Exercise details: Return the count of lines that hold the string "index", with no other words.

--- BEGIN Supplied material ---

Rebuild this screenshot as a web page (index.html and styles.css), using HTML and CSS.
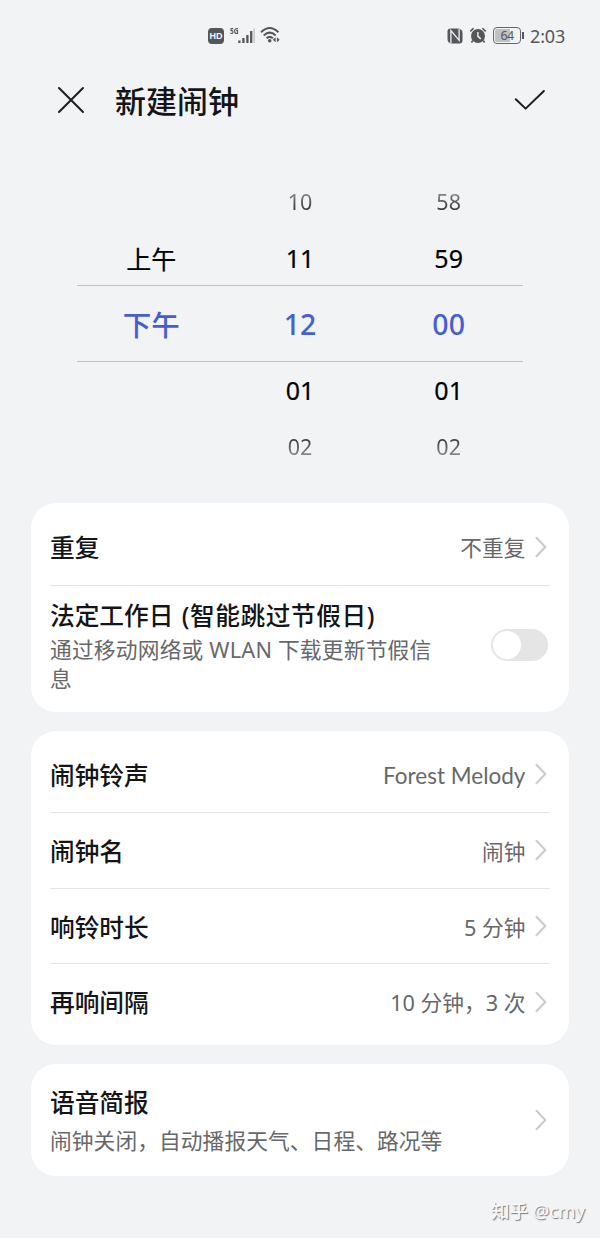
FILE: index.html
```html
<!DOCTYPE html>
<html lang="zh-CN">
<head>
<meta charset="utf-8">
<title>新建闹钟</title>
<link rel="stylesheet" href="styles.css">
</head>
<body>
<div class="screen">
  <div class="status">
    <div class="status-left">
      <span class="hd">HD</span>
      <span class="net">5G</span>
      <svg class="signal" width="17" height="16" viewBox="0 0 17 16"><path d="M1.4 15v-2.5M5.4 15v-5M9.4 15V7M13.2 15V3" stroke="#55565a" stroke-width="2.3"/><path d="M16.2 15V.5" stroke="#c3c4c7" stroke-width="1.4"/></svg>
      <svg class="wifi" width="21" height="18" viewBox="0 0 21 18"><g fill="none" stroke="#55565a" stroke-width="2"><path d="M1 6.2Q9.7-2.2 18.4 6.2"/><path d="M3.7 9.4Q9.7 3.8 15.7 9.4"/><path d="M6.5 12.3Q9.7 9.4 12.9 12.3"/></g><circle cx="9.7" cy="14.7" r="1.8" fill="#55565a"/><path d="M15.6 11.2v5l-2.8-2.5zM16.9 11.2v5l2.8-2.5z" fill="#55565a"/></svg>
    </div>
    <div class="status-right">
      <svg class="nfc" width="16" height="16" viewBox="0 0 16 16"><path d="M3.5.5h6.800Q15.500.5 15.500 5v7.500q0 3-3 3H5.700Q.5 15.500.5 11V3.500q0-3 3-3z" fill="#55565a"/><path d="M3.900 15V2.600l8.200 9.700V1" fill="none" stroke="#f1f3f5" stroke-width="1.300"/></svg>
      <svg class="alarm" width="18" height="17" viewBox="0 0 17 17"><circle cx="8.5" cy="9" r="7" fill="#55565a"/><path d="M.8 4.400 4.100 1.200M16.200 4.400l-3.300-3.200M3.400 13.500l-1.500 2M13.600 13.500l1.500 2" stroke="#55565a" stroke-width="1.600"/><path d="M8.400 4.900v4.500l2.900 2.500" fill="none" stroke="#f1f3f5" stroke-width="1.400"/></svg>
      <span class="battery"><span class="level">64</span></span><i class="cap"></i>
      <span class="clock">2:03</span>
    </div>
  </div>

  <div class="header">
    <svg width="28" height="28" viewBox="0 0 28 28"><path d="M2 2l24 24M26 2 2 26" stroke="#1d1e20" stroke-width="2" stroke-linecap="round"/></svg>
    <h1 class="title">新建闹钟</h1>
    <svg class="confirm" width="32" height="22" viewBox="0 0 32 22"><path d="M1.8 10.2 11.6 19.6 29.9 2" fill="none" stroke="#1d1e20" stroke-width="2" stroke-linecap="round" stroke-linejoin="round"/></svg>
  </div>

  <div class="picker">
    <div class="line far top"><span></span><span>10</span><span>58</span></div>
    <div class="line near"><span>上午</span><span>11</span><span>59</span></div>
    <div class="line current"><span>下午</span><span>12</span><span>00</span></div>
    <div class="line near after"><span></span><span>01</span><span>01</span></div>
    <div class="line far bottom"><span></span><span>02</span><span>02</span></div>
  </div>

  <div class="card">
    <div class="row"><span class="label">重复</span><span class="value">不重复</span><svg class="chev" viewBox="0 0 12 22"><path d="M1.5 1.8 10.3 11 1.5 20.2"/></svg></div>
    <div class="row workday">
      <div class="copy"><div class="label">法定工作日 <span class="note">(智能跳过节假日)</span></div><div class="desc">通过移动网络或 WLAN 下载更新节假信息</div></div>
      <span class="switch"><i></i></span>
    </div>
  </div>

  <div class="card">
    <div class="row"><span class="label">闹钟铃声</span><span class="value latin">Forest Melody</span><svg class="chev" viewBox="0 0 12 22"><path d="M1.5 1.8 10.3 11 1.5 20.2"/></svg></div>
    <div class="row"><span class="label">闹钟名</span><span class="value">闹钟</span><svg class="chev" viewBox="0 0 12 22"><path d="M1.5 1.8 10.3 11 1.5 20.2"/></svg></div>
    <div class="row"><span class="label">响铃时长</span><span class="value">5 分钟</span><svg class="chev" viewBox="0 0 12 22"><path d="M1.5 1.8 10.3 11 1.5 20.2"/></svg></div>
    <div class="row"><span class="label">再响间隔</span><span class="value">10 分钟，3 次</span><svg class="chev" viewBox="0 0 12 22"><path d="M1.5 1.8 10.3 11 1.5 20.2"/></svg></div>
  </div>

  <div class="card">
    <div class="row brief">
      <div class="copy"><div class="label">语音简报</div><div class="desc">闹钟关闭，自动播报天气、日程、路况等</div></div>
      <svg class="chev" viewBox="0 0 12 22"><path d="M1.5 1.8 10.3 11 1.5 20.2"/></svg>
    </div>
  </div>

  <div class="credit"><b>知乎</b> @cmy</div>
</div>
</body>
</html>
```
FILE: styles.css
```css
* { box-sizing: border-box; }
body {
  margin: 0;
  background: #f1f3f5;
  color: #141518;
  font-family: "Noto Sans", "Noto Sans CJK SC", sans-serif;
}
.screen { width: 600px; height: 1238px; overflow: hidden; display: flex; flex-direction: column; }

.status {
  height: 71px;
  flex: none;
  display: flex;
  align-items: center;
  justify-content: space-between;
  padding: 0 35px 0 208px;
  color: #55565a;
}
.status-left, .status-right { display: flex; align-items: center; }
.hd {
  width: 16px; height: 16px;
  border-radius: 4px;
  background: #55565a;
  color: #f1f3f5;
  font: bold 9px/16px "Liberation Sans", sans-serif;
  text-align: center;
}
.net { font: bold 9px/10px "Noto Sans", sans-serif; margin: -9px 0 0 6px; width: 12px; transform: scaleX(.75); transform-origin: left; }
.signal { margin-left: -4px; }
.wifi { margin: 0 0 1px 5px; }
.alarm { margin: 0 6px 0 6px; }
.battery {
  width: 28px; height: 17px;
  border: 1.5px solid #66676a;
  border-radius: 4px;
  padding: 1px;
}
.level {
  display: block;
  height: 13px;
  border-radius: 2px;
  background: linear-gradient(to right, #bfc0c3 64%, transparent 64%);
  font-size: 12.5px;
  line-height: 13px;
  text-align: center;
  letter-spacing: -0.5px;
}
.cap { width: 2px; height: 7px; background: #55565a; margin-left: 1px; }
.clock { font-size: 18px; line-height: 24px; margin-left: 6px; letter-spacing: -0.2px; }

.header { height: 58px; flex: none; display: flex; align-items: center; padding: 0 54px 0 57px; }
.title { font-size: 31px; line-height: 44px; font-weight: 500; margin: 2px 0 0 30px; }
.confirm { margin-left: auto; }

.picker { margin: 45px 77px 0; height: 302px; flex: none; }
.line { display: grid; grid-template-columns: repeat(3, 1fr); align-items: center; text-align: center; height: 57px; }
.near { height: 54px; font-size: 25px; color: #000; -webkit-text-stroke: 0.2px #000; }
.after { height: 57px; padding-bottom: 2px; }
.far { font-size: 21.5px; padding-bottom: 2px; }
.far span { background: linear-gradient(#8a8a8a, #333) center / 100% 18px; -webkit-background-clip: text; background-clip: text; color: transparent; }
.far.bottom span { background-image: linear-gradient(#333, #8a8a8a); }
.current { height: 77px; border: solid #bfc1c4; border-width: 1px 0; font-size: 28.5px; font-weight: 500; color: #465fd0; }

.card {
  margin: 0 31.4px 19px 31.4px;
  padding: 6px 18.6px;
  border-radius: 25px;
  background: #fff;
  flex: none;
}
.picker + .card { margin-top: 27px; }
.row { height: 75.6px; display: flex; align-items: center; }
.row + .row { border-top: 1px solid #e3e4e5; }
.label { font-size: 24.7px; line-height: 36px; font-weight: 500; }
.value { margin-left: auto; font-size: 21.7px; line-height: 32px; color: #67686a; }
.row > .label, .row > .value { padding-top: 3px; }
.note { letter-spacing: 0.55px; margin-left: 2px; }
.desc { font-size: 21.75px; line-height: 28.5px; color: #67686a; }
.row > .latin { font-family: Lato, "Noto Sans", sans-serif; font-size: 22.5px; }
.chev { width: 12px; height: 22px; margin: 0 2.6px 0 10px; flex: none; fill: none; stroke: #c9cacb; stroke-width: 2; stroke-linecap: round; stroke-linejoin: round; }
.workday { height: 121px; justify-content: space-between; }
.workday .copy { width: 392px; }
.workday .desc { padding-top: 2px; letter-spacing: 0.18px; }
.switch { width: 57px; height: 32px; border-radius: 16px; background: #e5e5e6; padding: 2px; margin: 0 2px 1px 0; }
.switch i { display: block; width: 28px; height: 28px; border-radius: 50%; background: #fff; }
.brief { height: 100px; justify-content: space-between; }
.brief .desc { margin-top: 6px; letter-spacing: 0.05px; }

.credit {
  margin: 2px 15px 0 auto;
  font-size: 18.5px;
  line-height: 28px;
  color: #f8f8f9;
  text-shadow: 1px 1px 1px #77797d;
}
.credit b { font-weight: 500; }
```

--- END Supplied material ---

Answer to this exercise: 2